Quindi bisogna saper bilanciare e comporre delle proposte in base a innumerevoli fattori, a volte anche in base alla moda e alle tendenze. Per i vini fermi viceversa è differente, almeno per me, gli avventori abituali poi mi seguono e mi danno tanta soddisfazione nello sperimentare sempre nuove proposte”.

Consigli per i clienti, come riconoscere o saper scegliere un buon vino dalla carta.

Da quanti vini è composta la tua carta vini? il cliente che si siede al tavolo come fa a scegliere un vino tra i tanti?

“Attualmente la carta vini è composta da 160 etichette suddivise in champagne, bollicine nazionali (Franciacorta e Trentodoc), metodo classico del territorio pugliese, una pagina discreta di vini bianchi locali, una pagina importantissima di vini bianchi nazionali, poi rosati e rossi locali. Senza dimenticare distillati di pregio, liquori e amari”.

Tengo tantissimo a sottolineare che, con una cucina come quella tradizionale del pescato del giorno e quindi del posto, il vino in abbinamento deve rispecchiare il proprio territorio tanto che sono incluse, quasi 25 etichette di vini rosati e altrettante di vini rossi. Al turista, quasi sempre, consiglio e sposto l’attenzione sui vini rosati, poiché la Puglia è tra le zone più vocate d’Italia”.

Con i turisti come ti comporti, quali vini suggerisci principalmente?

“Innanzitutto, con i clienti cerco di capire la zona di provenienza e cosa sono abituati a bere a casa. Se un cliente entra con un’idea precisa, assecondo il suo volere, ma se lo stesso ritorna più volte, chiedendomi la medesima etichetta allora cerco di stuzzicare la curiosità raccontando di etichette differenti dalla sua solita scelta. Mi capita spesso di avere avventori che prenotano per il giorno dopo o per tutti i giorni della loro vacanza perché si sono trovati bene.
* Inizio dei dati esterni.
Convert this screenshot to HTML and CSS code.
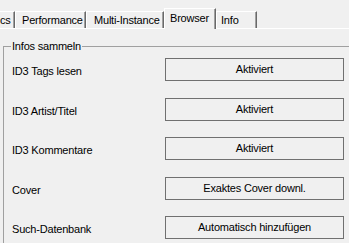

Alcuni di loro tornano anche negli anni avvenire, prenotando un tavolo un mese prima del loro arrivo in Salento, creando e sigillando la fiducia che si è instaurata, per me punta di orgoglio.

Come dicevo poco fa, al turista consiglio un vino regionale noto oppure un vino di nicchia, meno conosciuto tra la gente comune. Per fare un esempio, in carta è presente un Pinot Nero vinificato in bianco, della zona di Acquaviva delle Fonti (BA), davvero straordinario, oppure consiglio etichette nuovissime del panorama vinicolo, come l’ultima nata di una storica azienda di Alezio in provincia di Lecce, un vino rosato da uve Primitivo. Un vino giovane che piace ai giovani, con chiare influenze francesi e che matura in acciaio da abbinare a tartare di mare e pesce crudo. In carta abbiamo una varietà di scelta anche in base al prezzo, ci sono dei vini cosiddetti “base” davvero interessanti e piacevoli. C’è n’è per tutti i gusti!”.

Le abitudini di consumo sono cambiate, una buona proposta di vino al bicchiere, può convincere gli indecisi a bere di più?

“La proposta del vino al calice comporta di possedere il giusto quantitativo di materiale (calici) e una struttura che regga un ritmo adeguato.

Io uso un’altra metodologia di approccio, nella mia carta vini sono inserite tante bottiglie “demi” di 0.375 Litri, dallo Champagne alle bollicine italiane, Franciacorta, Prosecco, vini bianchi locali, bianchi nazionali, rosati e rossi.

Un altro aspetto per me importante è avvicinarmi al tavolo ed aprire la bottiglia davanti al cliente anche in formato demi, di conseguenza versare il vino da una bottiglia già aperta non possiede il medesimo valore. Il discorso cambia se si utilizzano appositi strumenti in cui il vino non perde le caratteristiche intrinseche organolettiche, in sintonia con il gesto e l’eleganza di chi fa la mescita.  Spesso al tavolo, si trovano persone con gusti e preferenze di vino differenti e il formato “demi” le porta a selezionare e a cambiare “scelta” nel corso del pranzo o della cena per sperimentare, quindi ritengo che la mia proposta convinca a bere di più anche gli indecisi.

Da queste parole si carpisce l’idea e l’importanza di una carta dei vini fatta bene, della rispondenza con la cucina proposta e soprattutto che, all’interno di un locale, ove la carta dei vini viene proposta, vi sia un sommelier professionista o almeno un referente che abbia buon senso, buona conoscenza enologica e possibilmente enogastronomica. Si auspica, insieme alle competenze, anche il sorriso e la perfetta accoglienza che il cliente si aspetta ogni qualvolta varca una location ricettiva.

Fabio e il suo team hanno fatto di questi presupposti, veri e autentici, il loro valore aggiunto.